I agree with you, Shawn, that it was a great ananysis of how the crisis arrived, but it doesn't offer any suggestions for how to fix it!

Daniel P. Smith said...

Interesting stuff for sure--and telling as well, considering the Sun Times filed for bankruptcy today.

One idea stood out to me: "Society doesn't need newspapers. What we need is journalism." We cannot forget how important that craft is to a city, a state, a nation. No matter how many Twitters we have, no matter how many bloggers and citizen journalists fill the Internet's infinite space, journalism has long provided us a social grounding. In Chicago, in particular, we've benefitted from a number of journalists trying to "outdig" the others.

I for one will be sad to see the print newspapers go, as they eventually will. I just hope journalism doesn't evaporate alongside it.

Sean Chercover said...

Daniel - I agree with you. We need journalism - professional journalism - to survive. Without the "fourth estate" democracy itself is in peril.

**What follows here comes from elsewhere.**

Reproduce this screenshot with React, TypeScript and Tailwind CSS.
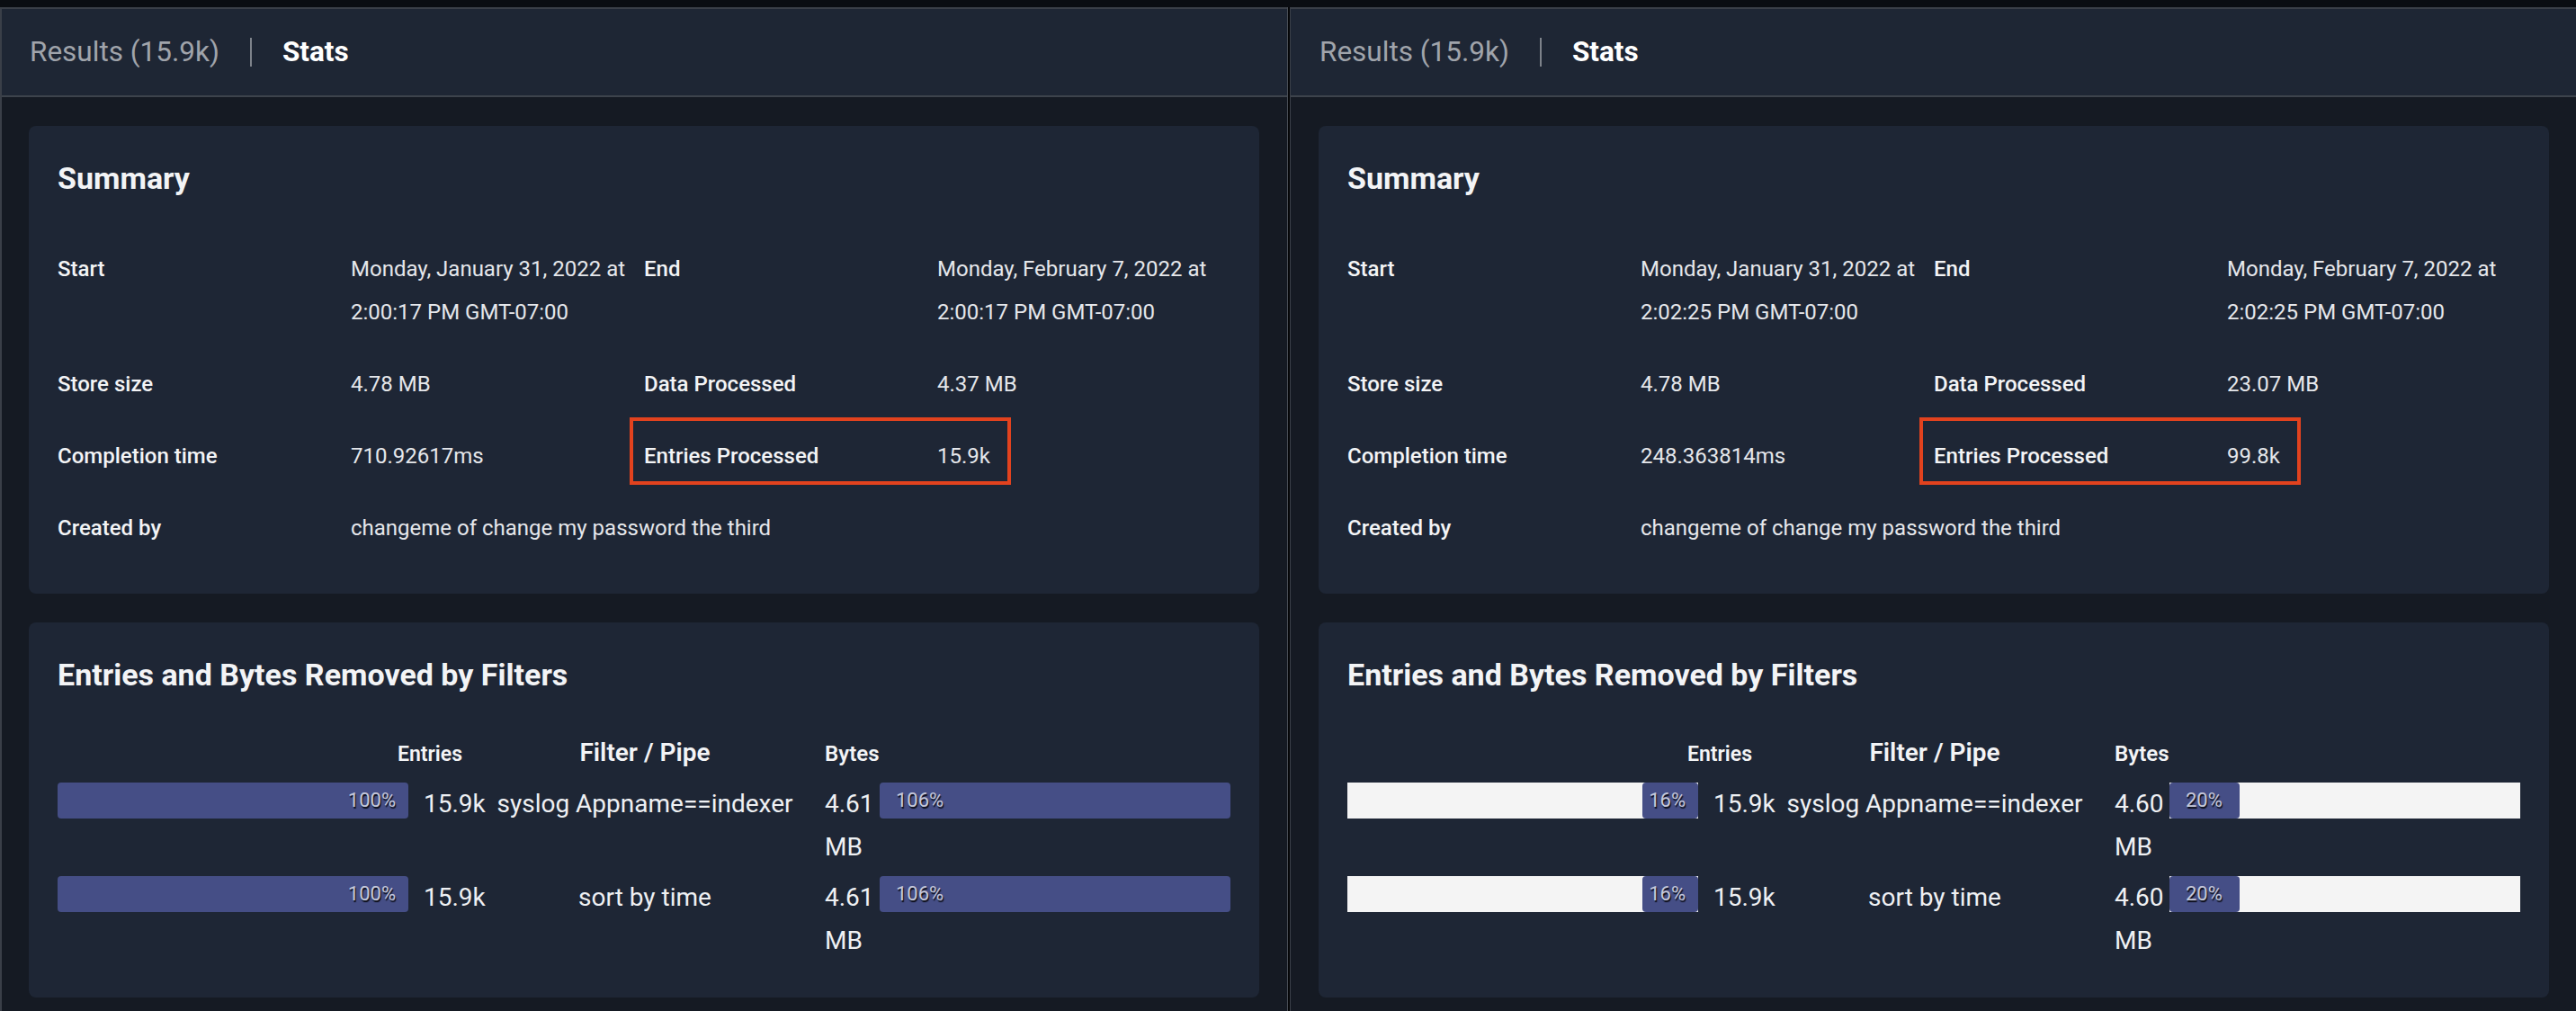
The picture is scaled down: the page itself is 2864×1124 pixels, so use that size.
import React from "react";

type Stat = {
  results: string;
  start: string[];
  end: string[];
  storeSize: string;
  dataProcessed: string;
  completion: string;
  entries: string;
  createdBy: string;
  rows: { filter: string; entries: string; entriesPct: number; bytes: string; bytesPct: number }[];
};

const panels: Stat[] = [
  {
    results: "Results (15.9k)",
    start: ["Monday, January 31, 2022 at", "2:00:17 PM GMT-07:00"],
    end: ["Monday, February 7, 2022 at", "2:00:17 PM GMT-07:00"],
    storeSize: "4.78 MB",
    dataProcessed: "4.37 MB",
    completion: "710.92617ms",
    entries: "15.9k",
    createdBy: "changeme of change my password the third",
    rows: [
      { filter: "syslog Appname==indexer", entries: "15.9k", entriesPct: 100, bytes: "4.61 MB", bytesPct: 106 },
      { filter: "sort by time", entries: "15.9k", entriesPct: 100, bytes: "4.61 MB", bytesPct: 106 },
    ],
  },
  {
    results: "Results (15.9k)",
    start: ["Monday, January 31, 2022 at", "2:02:25 PM GMT-07:00"],
    end: ["Monday, February 7, 2022 at", "2:02:25 PM GMT-07:00"],
    storeSize: "4.78 MB",
    dataProcessed: "23.07 MB",
    completion: "248.363814ms",
    entries: "99.8k",
    createdBy: "changeme of change my password the third",
    rows: [
      { filter: "syslog Appname==indexer", entries: "15.9k", entriesPct: 16, bytes: "4.60 MB", bytesPct: 20 },
      { filter: "sort by time", entries: "15.9k", entriesPct: 16, bytes: "4.60 MB", bytesPct: 20 },
    ],
  },
];

function Bar({ pct, side }: { pct: number; side: "left" | "right" }) {
  const full = pct >= 100;
  return (
    <div
      className={`flex h-[40px] w-full ${side === "right" ? "justify-end" : "justify-start"} ${
        full ? "bg-transparent" : "bg-[#f4f4f4]"
      }`}
    >
      <div
        className={`flex h-full items-center rounded-[4px] bg-[#454e86] ${
          side === "right" ? "justify-end pr-[14px]" : "justify-start pl-[18px]"
        }`}
        style={{ width: `${Math.min(pct, 100)}%` }}
      >
        <span className="whitespace-nowrap text-[22px] leading-none text-[#c6c9da] [text-shadow:1px_2px_1px_rgba(0,0,0,0.85)]">
          {pct}%
        </span>
      </div>
    </div>
  );
}

function Panel({ s, first }: { s: Stat; first?: boolean }) {
  return (
    <div
      className={`flex flex-col ${
        first ? "w-[1431px] border-l-2 border-[#3a3f48]" : "flex-1 shadow-[inset_18px_0_14px_-10px_rgba(0,0,0,0.55)]"
      }`}
    >
      <div className="h-[2px] bg-[#3a3f48]" />
      <div className={`flex h-[96px] items-center bg-[#1e2634] ${first ? "pl-[31px]" : "pl-[32px]"}`}>
        <span className="text-[31.5px] text-[#a0a4ab]">{s.results}</span>
        <span className="mx-[34px] h-[32px] w-[2px] bg-[#7d828a]" />
        <span className="text-[31.5px] font-bold text-white">Stats</span>
      </div>
      <div className="h-[2px] bg-[#3d434c]" />
      <div className={`flex flex-1 flex-col gap-8 bg-[#151a23] pt-8 ${first ? "pl-[30px] pr-[31px]" : "pl-[31px] pr-[30px]"}`}>
        <section className="rounded-[8px] bg-[#1e2635] px-8 pb-[49px] pt-[34px]">
          <h2 className="text-[34px] font-bold leading-[48px] text-[#f3f4f6]">Summary</h2>
          <div className="mt-[53px] grid grid-cols-4 gap-y-8 text-[24px] leading-[48px]">
            <div className="font-medium text-[#f3f4f6]">Start</div>
            <div className="text-[#e5e7eb]">
              {s.start.map((l) => (
                <div key={l}>{l}</div>
              ))}
            </div>
            <div className="font-medium text-[#f3f4f6]">End</div>
            <div className="text-[#e5e7eb]">
              {s.end.map((l) => (
                <div key={l}>{l}</div>
              ))}
            </div>

            <div className="font-medium text-[#f3f4f6]">Store size</div>
            <div className="text-[#e5e7eb]">{s.storeSize}</div>
            <div className="font-medium text-[#f3f4f6]">Data Processed</div>
            <div className="text-[#e5e7eb]">{s.dataProcessed}</div>

            <div className="font-medium text-[#f3f4f6]">Completion time</div>
            <div className="text-[#e5e7eb]">{s.completion}</div>
            <div className="relative font-medium text-[#f3f4f6]">
              Entries Processed
              <div className="pointer-events-none absolute left-[-16px] top-[-19px] h-[75px] w-[424px] border-4 border-[#e2421e]" />
            </div>
            <div className="text-[#e5e7eb]">{s.entries}</div>

            <div className="font-medium text-[#f3f4f6]">Created by</div>
            <div className="col-span-3 text-[#e5e7eb]">{s.createdBy}</div>
          </div>
        </section>

        <section className="rounded-[8px] bg-[#1e2635] px-8 pb-[39px] pt-[34px]">
          <h2 className="text-[34px] font-bold leading-[48px] text-[#f3f4f6]">
            Entries and Bytes Removed by Filters
          </h2>
          <div className="mt-[47px] grid grid-cols-[390px_90px_346px_88px_390px] items-baseline leading-[32px] text-[#f3f4f6]">
            <div className="col-span-2 pr-[30px] text-right text-[23px] font-semibold">Entries</div>
            <div className="text-center text-[28px] font-semibold">Filter / Pipe</div>
            <div className="pl-[27px] text-[24px] font-semibold">Bytes</div>
            <div />
          </div>
          <div className="mt-[15px] flex flex-col gap-2">
            {s.rows.map((r) => (
              <div
                key={r.filter}
                className="grid grid-cols-[390px_90px_346px_88px_390px] items-start text-[28px] leading-[48px] text-[#eef0f3]"
              >
                <Bar pct={r.entriesPct} side="right" />
                <div className="pl-[17px]">{r.entries}</div>
                <div className="whitespace-nowrap text-center">{r.filter}</div>
                <div className="pl-[27px]">{r.bytes}</div>
                <Bar pct={r.bytesPct} side="left" />
              </div>
            ))}
          </div>
        </section>
      </div>
    </div>
  );
}

export default function App() {
  return (
    <div className="flex h-[1124px] w-[2864px] flex-col overflow-hidden bg-[#151a23] font-[Roboto,'Liberation_Sans',sans-serif]">
      <div className="h-[8px] bg-[#0a0d12]" />
      <div className="flex flex-1">
        <Panel s={panels[0]} first />
        <div className="flex w-[4px]">
          <div className="w-[1px] bg-[#4a4f57]" />
          <div className="w-[2px] bg-[#050608]" />
          <div className="w-[1px] bg-[#3a3f48]" />
        </div>
        <Panel s={panels[1]} />
      </div>
    </div>
  );
}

And print newspapers, despite their flaws and recent decline, are the bedrock of journalism in our society. Without them... what? As Anonymous said, Shirky does not offer suggestions about how to fix it - in fact, he posits that the status quo is unfixable and he has no idea what will replace it.

Scares the hell out of me.

There was a piece in Harpers recently, talking about the (book) publishing industry. Some suggested that we'd be better off if the multinational (and publicly traded) media corporations divested themselves of publishing houses, and they went back to being privately-owned. There is some merit to this argument, and it might be applied to newspapers as well. A 5-10% profit isn't enough for Wall Street (it used to be, but that's another story), but it should be enough for some billionaire who is willing to see a decent (but not spectacular) return. Basically, investing monetary capital (that makes a modest but reasonable profit) in exchange for huge cultural capital.

So maybe we go back to the Hearst days. On the other hand, Hearst was corrupt as the day is long, and the newspapers of the day were not unimpeachable.

Ugh. It's a bad situation.

Michael Dymmoch said...

Some of the best information programs on public TV are funded by foundations. As individuals we can (must?) support NPR, CPB, and publications we admire for their accuracy and integrity.

Maybe we could also turn off "news shows" that offer equal parts plugs for music groups, recipes, entertainer interviews, U-Tube downloads and soap opera trivia.

Jake Nantz said...

I can speak for a lot of people in the Raleigh, NC area. There are two groups that range from uninterested in the oncoming demise of the News & Observer, or gleefully ready to piss on its grave when it dies.

One group hates that the local team gets villified in the paper, while their bitter rival (that conveniently has a journalism school, though the paper's editing proves the school must be a joke) gets away with murder and is still praised like God's chosen.

The second group seems to hate most broadcasting these days, because they feel it mirrors the unabashed political bias the local paper shows in what is printed as 'objective news reporting' and what is not.

Now, I certainly don't think internet keyboard jockeys will replace professional journalists, but when the general opinion is that you have nothing but it's-impossible-to-remain-objective-and-unbiased hacks on the staff to begin with, why pay for it. And I'm not talking about 'the youth' here, I'm talking about families and singles in their 40s and beyond.

Me personally, I don't think you can get away from bias, ever. i just don't buy the paper or read the online stuff, because the 'journalism' and the editing were so horrible for so long that I refuse to help them stay afloat until they can find someone qualified to do anything right at that rag--and probably the journalism school feeding it, too.